Toutefois, ce processus ne fonctionne pas avec la rapidité attendue. Les bureaucrates ont mis des bâtons dans les roues aux personnes souhaitant exploiter ces terres disponibles. Les délais d’approbation peuvent aller jusqu’à trois mois. Si la réponse des bureaux municipaux est négative et que l’on demande une réévaluation, les délais peuvent s’étendre jusqu’à six mois.
Pendant ce temps, les familles cubaines attendent encore cette hausse de la production agricole qui conduira à une baisse générale des prix. Mais rien ne semble venir. D’autres obstacles s’accumulent empêchant les fruits à se rendre sur la table des ménages.
Le nœud de la commercialisation
Les Cubains ont observé avec stupeur ces dernières années comment d’immenses récoltes de tomates, d’ails, de bananes et d’autres légumes ont été perdues par manque de camions pour approvisionner les commerces ou par des obstacles bureaucratiques empêchant leur commercialisation. Certains fonctionnaires semblent alimenter ce système où les étalages des magasins d’État sont vides alors que les échoppes privées sont remplies de denrées à des prix astronomiques. Quelqu’un a même osé dire à la télévision que cette abondance n’était qu’une « illusion d’optique ».
Les paysans cubains doivent vendre la majorité de leur récolte à l’État à des prix moindres que ceux pratiqués sur le marché libre.
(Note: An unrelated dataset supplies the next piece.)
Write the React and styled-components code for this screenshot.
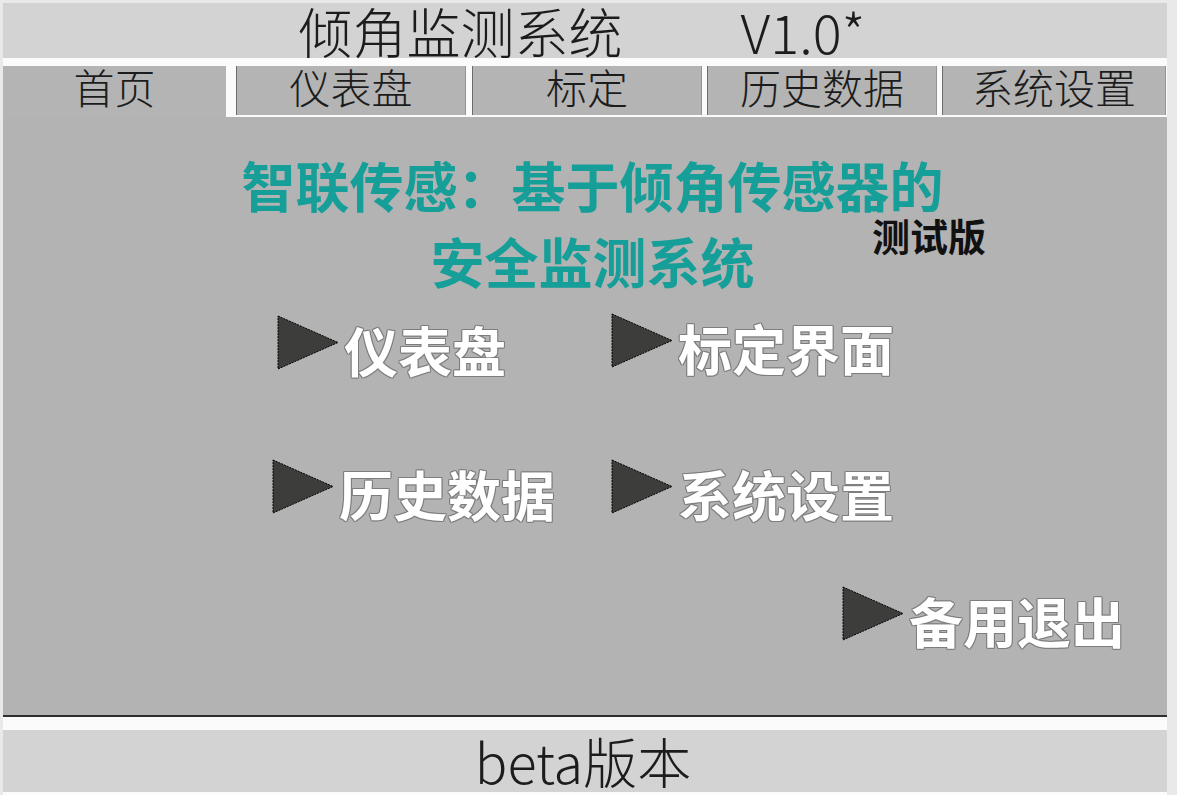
import styled, { createGlobalStyle } from 'styled-components';

const GlobalStyle = createGlobalStyle`
  html, body {
    margin: 0;
    padding: 0;
    background: #e9e9e9;
  }
  body {
    font-family: "Noto Sans CJK SC", "Noto Sans", sans-serif;
  }
`;

const Window = styled.div`
  width: 1164px;
  height: 792px;
  margin: 3px 0 0 3px;
  background: #fbfbfb;
  display: flex;
  flex-direction: column;
`;

const TitleBar = styled.div`
  height: 55px;
  background: #d3d3d3;
  display: flex;
  justify-content: center;
  align-items: center;
  padding-right: 6px;
  color: #1c1c1c;
  font-size: 54px;
  font-weight: 300;
  line-height: 55px;
  white-space: nowrap;
`;

const Version = styled.span`
  margin-left: 118px;
`;

const TabBar = styled.div`
  margin-top: 8px;
  display: flex;
  align-items: flex-start;
  height: 51px;
`;

const Tab = styled.div`
  box-sizing: border-box;
  width: ${(p) => p.$w}px;
  margin-left: ${(p) => p.$gap || 0}px;
  height: ${(p) => (p.$active ? 51 : 49)}px;
  background: #b4b4b4;
  border-left: ${(p) => (p.$active ? 'none' : '1px solid #6c6c6c')};
  border-right: ${(p) => (p.$active ? 'none' : '1px solid #949494')};
  display: flex;
  justify-content: center;
  color: #1c1c1c;
  font-size: 41px;
  font-weight: 300;
  line-height: 40px;
`;

const Content = styled.div`
  height: 598px;
  background: #b3b3b3;
  display: flex;
  flex-direction: column;
  border-bottom: 2px solid #2e2e2e;
`;

const Heading = styled.div`
  position: relative;
  margin-top: 30px;
  padding-left: 15px;
  text-align: center;
  color: #169e99;
  font-size: 54px;
  font-weight: 700;
  line-height: 76px;
`;

const Edition = styled.span`
  position: absolute;
  left: 869px;
  top: 68px;
  color: #111;
  font-size: 38px;
  font-weight: 700;
  line-height: 40px;
`;

const Menu = styled.div`
  margin-top: 14px;
  padding-left: 269px;
  display: grid;
  grid-template-columns: 339px 231px 1fr;
  grid-template-rows: 146px 127px auto;
`;

const MenuItem = styled.div`
  grid-column: ${(p) => p.$col};
  grid-row: ${(p) => p.$row};
  width: max-content;
  display: flex;
  align-items: flex-start;
  margin-left: ${(p) => p.$shift || 0}px;
  margin-top: ${(p) => p.$drop || 0}px;
  cursor: pointer;

  svg {
    flex-shrink: 0;
  }
`;

const Label = styled.span`
  margin-left: 5px;
  margin-top: 7px;
  color: #ffffff;
  font-size: 54px;
  font-weight: 700;
  line-height: 56px;
  white-space: nowrap;
  text-shadow:
    1px 0 0 #7d7d7d,
    -1px 0 0 #7d7d7d,
    0 1px 0 #7d7d7d,
    0 -1px 0 #7d7d7d,
    1px 1px 0 #8a8a8a,
    -1px -1px 0 #8a8a8a,
    1px -1px 0 #8a8a8a,
    -1px 1px 0 #8a8a8a;
`;

const Gap = styled.div`
  height: 13px;
  background: #fbfbfb;
`;

const Footer = styled.div`
  height: 62px;
  background: #d3d3d3;
  display: flex;
  justify-content: center;
  align-items: center;
  padding-right: 4px;
  color: #1c1c1c;
  font-size: 54px;
  font-weight: 300;
  line-height: 58px;
`;

function Arrow() {
  return (
    <svg width="62" height="55" viewBox="0 0 62 55">
      <polygon
        points="1,1 61,27.5 1,54"
        fill="#3d3e3b"
        stroke="#000"
        strokeWidth="1"
        strokeDasharray="2 1"
      />
    </svg>
  );
}

const tabs = [
  { name: '首页', w: 223, active: true },
  { name: '仪表盘', w: 230, gap: 10 },
  { name: '标定', w: 230, gap: 6 },
  { name: '历史数据', w: 230, gap: 5 },
  { name: '系统设置', w: 224, gap: 5 }
];

const menu = [
  { name: '仪表盘', col: 1, row: 1, shift: 5, drop: 2 },
  { name: '标定界面', col: 2, row: 1 },
  { name: '历史数据', col: 1, row: 2 },
  { name: '系统设置', col: 2, row: 2 },
  { name: '备用退出', col: 3, row: 3 }
];

export default function App() {
  return (
    <>
      <GlobalStyle />
      <Window>
        <TitleBar>
          倾角监测系统
          <Version>V1.0*</Version>
        </TitleBar>
        <TabBar>
          {tabs.map((t) => (
            <Tab key={t.name} $w={t.w} $gap={t.gap} $active={t.active}>
              {t.name}
            </Tab>
          ))}
        </TabBar>
        <Content>
          <Heading>
            智联传感：基于倾角传感器的
            <br />
            安全监测系统
            <Edition>测试版</Edition>
          </Heading>
          <Menu>
            {menu.map((m) => (
              <MenuItem
                key={m.name}
                $col={m.col}
                $row={m.row}
                $shift={m.shift}
                $drop={m.drop}
              >
                <Arrow />
                <Label>{m.name}</Label>
              </MenuItem>
            ))}
          </Menu>
        </Content>
        <Gap />
        <Footer>beta版本</Footer>
      </Window>
    </>
  );
}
Seuls 10% des surplus agricoles se retrouvent dans des magasins privés régis par la loi de l’offre et de la demande.
Le secteur agricole a rapidement répondu à Raúl Castro quand celui-ci demanda un effort additionnel pour diminuer les importations. Le problème intervient lors de la commercialisation des produits. Le voyage entre les champs et les étals urbains est des plus incertains. La défaillance du système public de distribution a provoqué la perte de milliers de tonnes de produits alimentaires depuis le début de la réforme agricole. Cependant, les autorités ne prévoient pas de transformer ce système.
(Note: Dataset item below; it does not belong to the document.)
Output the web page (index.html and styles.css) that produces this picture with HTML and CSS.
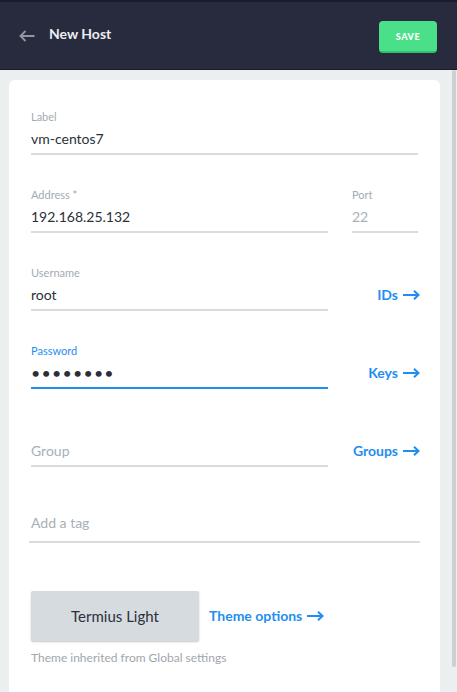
FILE: index.html
```html
<!DOCTYPE html>
<html>
<head>
<meta charset="utf-8">
<link rel="stylesheet" href="styles.css">
</head>
<body>
<div class="strip"></div>
<header class="topbar">
  <svg class="back" width="16" height="12" viewBox="0 0 16 12"><path d="M15.5 6H1.5M6.5 1L1.5 6L6.5 11" fill="none" stroke="#8d99a3" stroke-width="1.8"/></svg>
  <h1 class="title">New Host</h1>
  <button class="save">SAVE</button>
</header>
<main class="content">
  <div class="card">
    <div class="row single">
      <div class="field"><div class="lbl">Label</div><div class="val">vm-centos7</div></div>
    </div>
    <div class="row">
      <div class="field"><div class="lbl">Address *</div><div class="val">192.168.25.132</div></div>
      <div class="field port"><div class="lbl">Port</div><div class="val muted">22</div></div>
    </div>
    <div class="row">
      <div class="field"><div class="lbl">Username</div><div class="val">root</div></div>
      <a class="link">IDs <svg width="17" height="10" viewBox="0 0 17 10"><path d="M0 5H15.5M11 0.8L15.5 5L11 9.2" fill="none" stroke="#1f8ef1" stroke-width="2"/></svg></a>
    </div>
    <div class="row">
      <div class="field active"><div class="lbl">Password</div><div class="val dots">••••••••</div></div>
      <a class="link">Keys <svg width="17" height="10" viewBox="0 0 17 10"><path d="M0 5H15.5M11 0.8L15.5 5L11 9.2" fill="none" stroke="#1f8ef1" stroke-width="2"/></svg></a>
    </div>
    <div class="row">
      <div class="field"><div class="lbl"></div><div class="val muted">Group</div></div>
      <a class="link">Groups <svg width="17" height="10" viewBox="0 0 17 10"><path d="M0 5H15.5M11 0.8L15.5 5L11 9.2" fill="none" stroke="#1f8ef1" stroke-width="2"/></svg></a>
    </div>
    <div class="tag"><div class="val muted">Add a tag</div></div>
    <div class="theme">
      <button class="theme-btn">Termius Light</button>
      <a class="link theme-link">Theme options <svg width="17" height="10" viewBox="0 0 17 10"><path d="M0 5H15.5M11 0.8L15.5 5L11 9.2" fill="none" stroke="#1f8ef1" stroke-width="2"/></svg></a>
    </div>
    <p class="caption">Theme inherited from Global settings</p>
  </div>
</main>
<div class="scrollbar"></div>
</body>
</html>
```
FILE: styles.css
```css
html, body {
  margin: 0;
  padding: 0;
  height: 100%;
  overflow: hidden;
}
body {
  font-family: Lato, "Open Sans", sans-serif;
  background: #eceff0;
  color: #2c2f3a;
}
.strip {
  height: 2px;
  background: #1a1c29;
}
.topbar {
  height: 67px;
  background: #282a3d;
  border-bottom: 1px solid #1a1c29;
  display: flex;
  align-items: flex-start;
  padding: 0 20px 0 19px;
  box-sizing: content-box;
}
.back {
  margin-top: 27.5px;
  flex: none;
}
.title {
  margin: 23.5px 0 0 14px;
  font-size: 14px;
  line-height: 16px;
  font-weight: 700;
  color: #eceef1;
  flex: 1;
}
.save {
  margin-top: 19px;
  width: 58px;
  height: 32px;
  border: none;
  border-bottom: 2px solid #2cc56e;
  border-radius: 4px;
  background: #4ae08a;
  color: #fff;
  font-family: Lato, sans-serif;
  font-size: 9px;
  font-weight: 900;
  letter-spacing: 0.6px;
  padding: 0;
}
.content {
  padding: 10px 17px 0 9px;
}
.card {
  background: #fff;
  border-radius: 6px;
  padding: 31px 22px 40px 22px;
  min-height: 700px;
}
.row {
  display: grid;
  grid-template-columns: 297px 1fr;
  column-gap: 24px;
  margin-bottom: 34px;
}
.row.single {
  grid-template-columns: 1fr;
}
.field {
  display: flex;
  flex-direction: column;
  padding-bottom: 5px;
  border-bottom: 2px solid #d8dcdf;
}
.field.active {
  border-bottom-color: #1f8ef1;
}
.lbl {
  height: 12px;
  font-size: 11px;
  line-height: 12px;
  color: #a2abb2;
}
.field.active .lbl {
  color: #1f8ef1;
}
.val {
  margin-top: 7px;
  height: 18px;
  font-size: 14px;
  line-height: 18px;
  color: #2c2f3a;
}
.val.muted {
  color: #a7b0b6;
}
.val.dots {
  font-size: 16px;
  letter-spacing: 1.2px;
  color: #2c2f3a;
}
.link {
  align-self: end;
  justify-self: end;
  margin-bottom: 7px;
  margin-right: -2px;
  height: 18px;
  display: flex;
  align-items: center;
  gap: 5px;
  font-size: 14px;
  line-height: 18px;
  font-weight: 700;
  color: #1f8ef1;
}
.tag {
  margin: 46.5px -2px 0 -2px;
  padding: 0 2px 9px 2px;
  border-bottom: 2px solid #d8dcdf;
}
.tag .val {
  margin-top: 0;
}
.theme {
  margin-top: 48px;
  display: flex;
  align-items: center;
}
.theme-btn {
  width: 168px;
  height: 50px;
  border: none;
  border-radius: 2px;
  background: #d5dbdf;
  box-shadow: 0 1px 2px rgba(0, 0, 0, 0.22);
  font-family: Lato, sans-serif;
  font-size: 15px;
  color: #2c2f3a;
  padding: 0;
}
.theme-link {
  align-self: center;
  margin: 0 0 0 10px;
}
.caption {
  margin: 10px 0 0 0;
  font-size: 12px;
  line-height: 14px;
  color: #9ea6ad;
}
.scrollbar {
  position: absolute;
  left: 452px;
  top: 70px;
  width: 4px;
  height: 597px;
  border-radius: 2px;
  background: #cdd0d2;
}
```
L’économiste Armando Nova, spécialiste des questions agricoles, propose la création de coopératives de transport qui se chargeraient de la vente et la distribution des produits agricoles dans l’intérêt des paysans locaux. En outre, il conseille d’autoriser la vente directe aux consommateurs par les producteurs qui seraient intéressés. De cette façon, les désastres du monopole public de commercialisation seraient atténués.
« L’objectif est que le producteur reçoive la plus grosse part du gâteau et que cela devienne stimulant pour le secteur afin que la production globale d’aliments s’accroisse », affirme Armando Nova dans la revue EconomicsPressService »
Alors que la pression s’accentue sur les fonctionnaires et sur les producteurs, Raúl Castro s’était exprimé sur la question dans un discours le 26 juillet 2009 : « La terre est bien là, les Cubains aussi. Nous verrons alors si nous pourrons produire, si nous pourrons travailler ensemble. Il n’est pas question de s’éprendre à crier « la Patrie ou la Mort » ou « à bas l’impérialisme ». La terre fertile est là, attendant qu’on s’occupe d’elle. Bien que les chaleurs soient de plus en plus étouffantes, il n’y a pas d’autres remèdes que de rendre cette terre productive ».